Escolhido senador em julho de 1837, é chamado para a pasta da Fazenda do Império, recusa a regência interina do Império, quando Feijó, desgostoso do procedimento insólito e inqualificável do partido negreiro, renuncia ao cargo a que o tinha elevado o sufrágio universal. O estadista eminente não se dedigna de ocupar o humilde lugar de membro do Tribunal de Contas depois de haver sido elevado às mais altas posições do estado.

Era tal a reputação de Manuel Alves Branco, que o regente Pedro de Araújo Lima, hoje marquês de Olinda, nomeou-o em 1840 ministro da Fazenda. Nesse caráter introduziu no Tesouro o sistema de contabilidade adotado na França. Voltando ao ministério da Fazenda em fevereiro de 1844, melhorou a arrecadação das rendas e o sistema de ancoragem, e confeccionou a tarifa das alfândegas. Ficou até maio de 1846.

Em 22 de maio de 1847 foi pela última vez chamado aos Conselhos da Coroa como ministro da Fazenda e do Império.

Como funcionário público mostrou Alves Branco uma incor-ruptibilidade descomensurada; como ministro nunca deixou de apresentar medidas importantes sobre as fontes da riqueza nacional; como deputado e senador, foi sempre escolhido para as comissões de maior consideração.

Manuel Alves Branco possuía apenas o oficialato do Cruzeiro, quando o monarca em 2 de dezembro de 1854 lhe conferiu o título de visconde de Caravelas, do qual gozou pouco porque morreu a 13 de julho de 1855.

A sucinta mas verdadeira exposição que acabamos de fazer da vida pública de Alves Branco engendra-nos a convicção profunda de que é merecedor da honra de ser colocado no Panteão de nossas glórias.
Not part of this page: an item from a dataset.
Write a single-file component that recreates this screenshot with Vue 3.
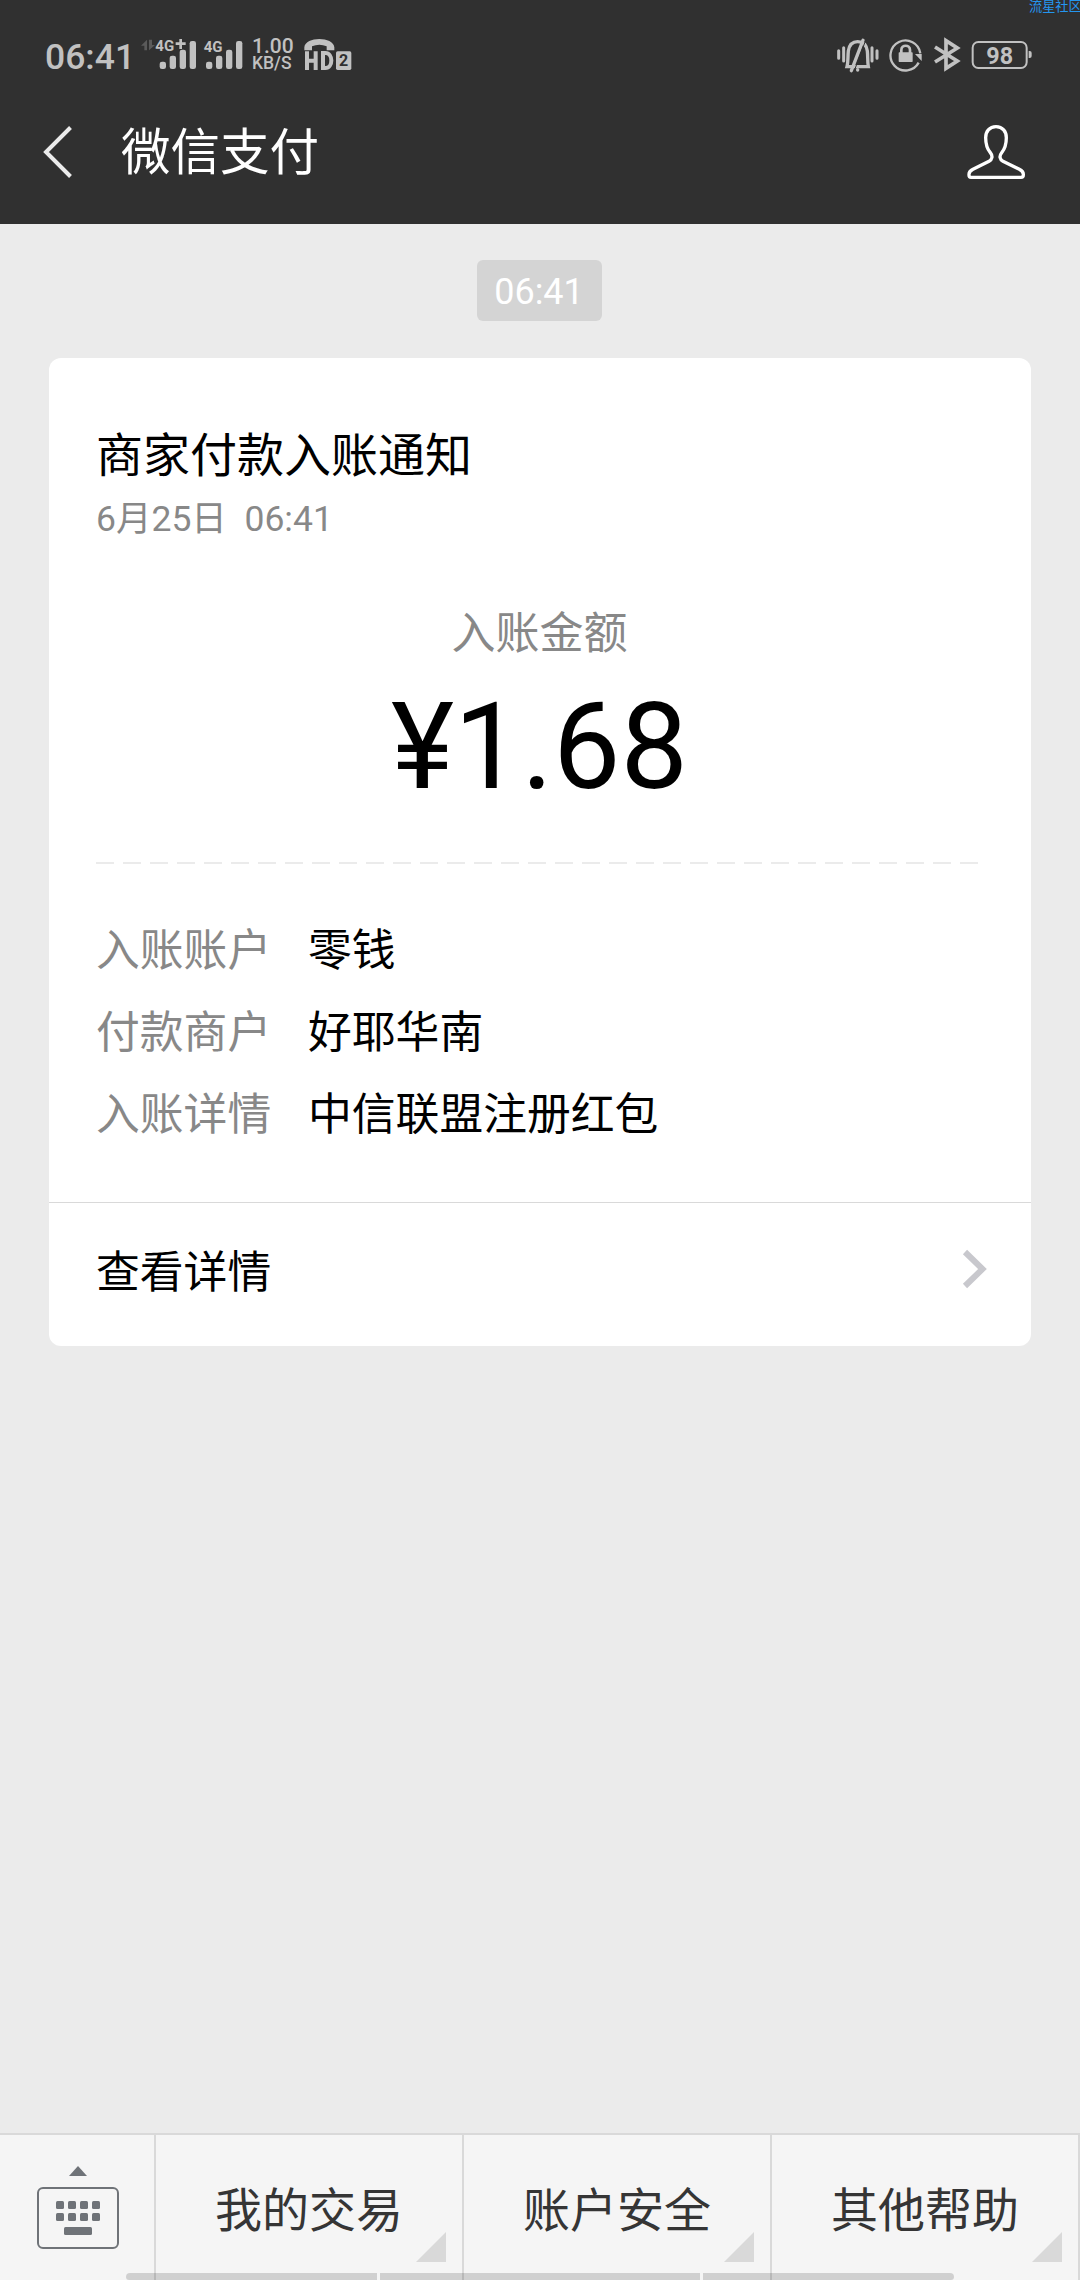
<script setup>
const details = [
  { label: '入账账户', value: '零钱' },
  { label: '付款商户', value: '好耶华南' },
  { label: '入账详情', value: '中信联盟注册红包' },
]
const menus = ['我的交易', '账户安全', '其他帮助']
const keyColumns = [56, 68, 80, 92]
</script>

<template>
  <div class="screen">
    <header class="header">
      <div class="status">
        <span class="clock">06:41</span>
        <svg class="signals" width="112" height="36" viewBox="0 0 336 108">
          <path d="M18 19V51H10V37H0zM24 19V51L42 35H33V19z" transform="translate(3 10)" fill="#5a5a5a" />
          <g fill="#c1c1c1">
            <text x="46" y="62" class="net">4G</text>
            <path d="M118 27h8v10h11v8h-11v12h-8V45h-11v-8h11z" />
            <rect x="59" y="95" width="19" height="22" rx="7" />
            <rect x="89" y="77" width="19" height="40" rx="7" />
            <rect x="119" y="59" width="19" height="58" rx="7" />
            <rect x="149" y="33" width="19" height="84" rx="7" />
            <text x="191" y="65" class="net">4G</text>
            <rect x="198" y="95" width="19" height="22" rx="7" />
            <rect x="228" y="77" width="19" height="40" rx="7" />
            <rect x="258" y="59" width="19" height="58" rx="7" />
            <rect x="288" y="33" width="19" height="84" rx="7" />
          </g>
        </svg>
        <div class="speed"><span class="rate">1.00</span><span class="unit">KB/S</span></div>
        <svg class="hd" width="48" height="34" viewBox="0 0 144 102">
          <path d="M1 37V28C4 -5 88 -5 91 28V37H68V25Q46 16 24 25V37z" fill="#c1c1c1" />
          <path d="M9 40V96M35 40V96M9 68H35M57 45V90H64C88 90 88 45 64 45z" fill="none" stroke="#c1c1c1" stroke-width="12" />
          <rect x="96" y="40" width="46" height="56" rx="5" fill="#c1c1c1" />
          <text x="105" y="85" class="sim">2</text>
        </svg>
        <div class="status-right">
          <svg width="42" height="36" viewBox="50 110 126 108">
            <g fill="none" stroke="#c1c1c1" stroke-width="9" stroke-linecap="round">
              <path d="M55 151V174M70 142V182M155 142V182M170 151V174" />
              <path d="M80 199H144C141 182 143 169 141 152C138 132 128 124 112 124C96 124 87 132 84 152C82 172 84 184 80 199z" stroke-width="10" stroke-linecap="butt" />
              <path d="M128 120L93 211M112 208V209" stroke-width="10" />
            </g>
            <path d="M136 120L102 211" stroke="#303030" stroke-width="3" />
          </svg>
          <svg width="34" height="36" viewBox="208 112 102 108">
            <path d="M297 189A45 45 0 1 1 302 161" fill="none" stroke="#c1c1c1" stroke-width="7" />
            <path d="M286 163H306V184z" fill="#c1c1c1" />
            <rect x="237" y="158" width="42" height="29" rx="2" fill="#c1c1c1" />
            <path d="M245 160V151C245 134 271 134 271 151V160" fill="none" stroke="#c1c1c1" stroke-width="8" />
          </svg>
          <svg width="28" height="36" viewBox="338 112 84 108">
            <path d="M344 142L411 184L377 206V123L411 145L344 187" fill="none" stroke="#c1c1c1" stroke-width="11" />
          </svg>
          <svg width="61" height="30" viewBox="454 120 183 90">
            <rect x="459" y="126" width="162" height="78" rx="17" fill="none" stroke="#c1c1c1" stroke-width="6" />
            <path d="M627 153h3q6 0 6 6v9q0 6-6 6h-3z" fill="#c1c1c1" />
            <text x="540" y="191" class="battery">98</text>
          </svg>
        </div>
        <div class="mark">流星社区</div>
      </div>
      <nav class="nav">
        <svg width="30" height="52" viewBox="0 0 30 52">
          <path d="M27.5 1.5L3 26L27.5 50.5" fill="none" stroke="#ebebeb" stroke-width="4" />
        </svg>
        <h1>微信支付</h1>
        <svg class="person" width="60" height="56" viewBox="108 102 180 168">
          <path d="M198 110C178 110 167 125 167 143C167 165 172 177 181 188C189 198 187 208 177 214L129 238Q117 244 117 253V256Q117 262 123 262H273Q280 262 280 255V253Q280 244 268 238L219 214C209 208 207 198 215 188C224 177 229 165 229 143C229 125 218 110 198 110z" fill="none" stroke="#fff" stroke-width="10" />
        </svg>
      </nav>
    </header>

    <main class="chat">
      <time class="stamp">06:41</time>
      <article class="card">
        <div class="body">
          <h2>商家付款入账通知</h2>
          <div class="date">6月25日&nbsp; 06:41</div>
          <div class="caption">入账金额</div>
          <div class="amount">¥1.68</div>
          <div class="dashes"></div>
          <div v-for="d in details" :key="d.label" class="row">
            <span class="label">{{ d.label }}</span><span>{{ d.value }}</span>
          </div>
        </div>
        <div class="more">
          <span>查看详情</span>
          <svg width="26" height="40" viewBox="0 0 26 40">
            <path d="M3 3L20.500 20L3 37" fill="none" stroke="#c8c8cd" stroke-width="6" />
          </svg>
        </div>
      </article>
    </main>

    <footer class="footer">
      <div class="keyboard">
        <svg width="84" height="86" viewBox="36 2165 84 86">
          <g fill="#6f7378">
            <path d="M78 2166L87 2176H69z" />
            <template v-for="x in keyColumns" :key="x">
              <rect :x="x" y="2201" width="8" height="8" rx="1.500" />
              <rect :x="x" y="2213" width="8" height="8" rx="1.500" />
            </template>
            <rect x="64" y="2227" width="28" height="8" rx="1.500" />
          </g>
          <rect x="38" y="2188" width="80" height="60" rx="5" fill="none" stroke="#6f7378" stroke-width="2" />
        </svg>
      </div>
      <div v-for="m in menus" :key="m" class="menu">{{ m }}<i class="corner"></i></div>
      <div class="gesture"><i></i><i></i><i></i></div>
    </footer>
  </div>
</template>

<style>
body {
  margin: 0;
}
</style>

<style scoped>
.screen {
  width: 1080px;
  height: 2280px;
  display: flex;
  flex-direction: column;
  overflow: hidden;
  background: #ebebeb;
  color: #000;
  font-family: Roboto, "Noto Sans CJK SC", sans-serif;
}
svg {
  display: block;
  flex: none;
}
.header {
  height: 224px;
  background: #303030;
}
.status {
  position: relative;
  height: 84px;
  box-sizing: border-box;
  padding: 30px 48px 0 45px;
  display: flex;
  align-items: flex-start;
  color: #c1c1c1;
}
.clock {
  width: 95px;
  margin-top: 5px;
  font-size: 35.500px;
  font-weight: 500;
  line-height: 44px;
}
.signals {
  overflow: visible;
}
.net {
  font-size: 45px;
  font-weight: 700;
}
.speed {
  width: 52px;
  display: flex;
  flex-direction: column;
  white-space: nowrap;
  font-weight: 500;
}
.rate {
  margin-top: 6px;
  font-size: 21px;
  line-height: 20px;
}
.unit {
  font-size: 17.500px;
  line-height: 14px;
}
.hd {
  margin-top: 8px;
}
.sim {
  fill: #303030;
  font-size: 48px;
  font-weight: 700;
}
.status-right {
  margin-left: auto;
  height: 50px;
  display: flex;
  align-items: center;
  gap: 10px;
}
.battery {
  fill: #c1c1c1;
  font-size: 70px;
  font-weight: 700;
  text-anchor: middle;
}
.mark {
  position: absolute;
  top: -2px;
  left: 1029px;
  font-size: 13.200px;
  line-height: 18px;
  white-space: nowrap;
  color: #2496f0;
}
.nav {
  height: 136px;
  padding: 0 54px 0 43px;
  display: flex;
  align-items: center;
}
h1 {
  margin: 2px 0 0 48px;
  font-size: 49.500px;
  font-weight: 400;
  line-height: 60px;
  color: #fff;
}
.person {
  margin-left: auto;
}
.chat {
  flex: 1;
  padding: 36px 49px 0;
  display: flex;
  flex-direction: column;
  align-items: center;
}
.stamp {
  width: 125px;
  height: 61px;
  margin-right: 2px;
  border-radius: 6px;
  background: #d4d4d4;
  color: #fff;
  font-size: 36px;
  line-height: 65px;
  text-align: center;
}
.card {
  width: 982px;
  height: 988px;
  margin-top: 37px;
  border-radius: 12px;
  background: #fff;
  display: flex;
  flex-direction: column;
}
.body {
  height: 844px;
  padding: 0 48px 0 47px;
  box-sizing: border-box;
}
h2 {
  margin: 68px 0 0;
  font-size: 47px;
  font-weight: 400;
  line-height: 60px;
}
.date {
  margin-top: 8px;
  font-size: 35.500px;
  line-height: 50px;
  color: #888;
}
.caption {
  margin-top: 60px;
  font-size: 44px;
  line-height: 60px;
  text-align: center;
  color: #888;
}
.amount {
  margin-top: 13px;
  font-size: 120px;
  line-height: 140px;
  text-align: center;
}
.dashes {
  height: 2px;
  margin: 45px 4px 46px 0;
  background: repeating-linear-gradient(90deg, #ebebeb 0 18px, transparent 18px 27px);
}
.row {
  display: flex;
  font-size: 43.800px;
  line-height: 82px;
}
.label {
  width: 212px;
  color: #888;
}
.more {
  flex: 1;
  padding: 0 43px 12px 47px;
  border-top: 1px solid #d9d9d9;
  display: flex;
  align-items: center;
  justify-content: space-between;
  font-size: 43.800px;
}
.footer {
  position: relative;
  height: 145px;
  border-top: 2px solid #d9d9d9;
  background: #f5f5f5;
  display: flex;
}
.keyboard {
  width: 154px;
  padding: 30px 0 0 36px;
  box-sizing: border-box;
}
.menu {
  position: relative;
  width: 306px;
  border-left: 2px solid #d9d9d9;
  font-size: 47px;
  line-height: 151px;
  text-align: center;
  color: #353535;
}
.menu:nth-of-type(4) {
  border-right: 2px solid #d9d9d9;
}
.corner {
  position: absolute;
  right: 16px;
  top: 97px;
  width: 30px;
  height: 30px;
  background: #d9d9d9;
  clip-path: polygon(100% 0, 100% 100%, 0 100%);
}
.gesture {
  position: absolute;
  left: 126px;
  bottom: 0;
  width: 828px;
  height: 7px;
  display: flex;
  gap: 3px;
  border-radius: 4px 4px 3px 3px;
  overflow: hidden;
}
.gesture i {
  width: 251px;
  background: rgba(0, 0, 0, 0.15);
}
.gesture i:nth-child(2) {
  width: 320px;
}
</style>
A província da Bahia, ciosa dos nomes ilustres do grande estadista visconde de Cairu e do distinto literato visconde da Pedra Branca, se ufanará de ver colocada a efígie veneranda do visconde de Caravelas a par dos bustos desses filhos diletos, cujos troféus alcançados na conquista da ciência e das letras lhes abriram o templo da imortalidade.

A posteridade, talvez mais imparcial do que a idade contemporânea, concederá ao cidadão Alves Branco os foros de grande jurisconsulto, eminente legislador, abalizado estadista e profundo economista.

O santuário da poesia abrir-se-á para receber a veneranda estátua de Alves Branco, e a lira de ouro dos poetas calar-se-á ao som das harmonias do verso do baiano, que se glorificou pela admiração que lhe inspiraram as produções dos mais acreditados literatos.

Ainda bem que a pena diamantina de uma das nossas glórias literárias, o Sr. Manuel de Araújo Porto Alegre, já antecipou o juízo que a geração futura tem de proferir sobre o visconde de Caravelas.

A vida pública de Alves Branco não foi senão o reflexo brilhante de sua vida privada. Quem o conheceu faz justiça à maneira por que sempre cumpriu os deveres de esposo e de pai.

As tribulações em que constantemente vivia como homem em extremo escrupuloso no desempenho das comissões de que a bem do povo era encarregado não o impossbilitavam de derramar sobre seus filhos os carinhos de um extremoso pai.

Quantas vezes não ouviu Alves Branco as pessoas que o procuraram tendo nos braços um dos seus mais tenros filhos! Tanta magnanimidade de coração, tanta grandeza de alma, fazem-nos prostrar com a maior humildade ante a campa que encerra o corpo inanimado do visconde de Caravelas.

O homem que no seio da família e em face do povo dá elo-qüentes demonstrações de um bom pai de família e de um cidadão capaz de sacrificar-se pelo bem geral da nação, é merecedor de oblações maiores do que as que mereceu Alves Branco.

A austeridade de costumes, a probidade elevada ao grau de loucura e o caráter severo do visconde de Caravelas dizem a herança que legou à sua progênie.

Os filhos desse homem, cujos gloriosos feitos a mão poderosa do tempo escreveu no livro da História, esquecem as amarguras da pobreza guardando com zelo a imorredoura memória de seu ilustre pai.

Inscrevamos no modesto túmulo de Alves Branco o honroso epitáfio por ele próprio proferido momentos antes de expirar — nasci pobre e pobre morrerei; mas nasci na mediania social, e fui elevado ao fastígio das posições pela magnanimidade de um príncipe que não pergunta pelos avós dos servidores do estado.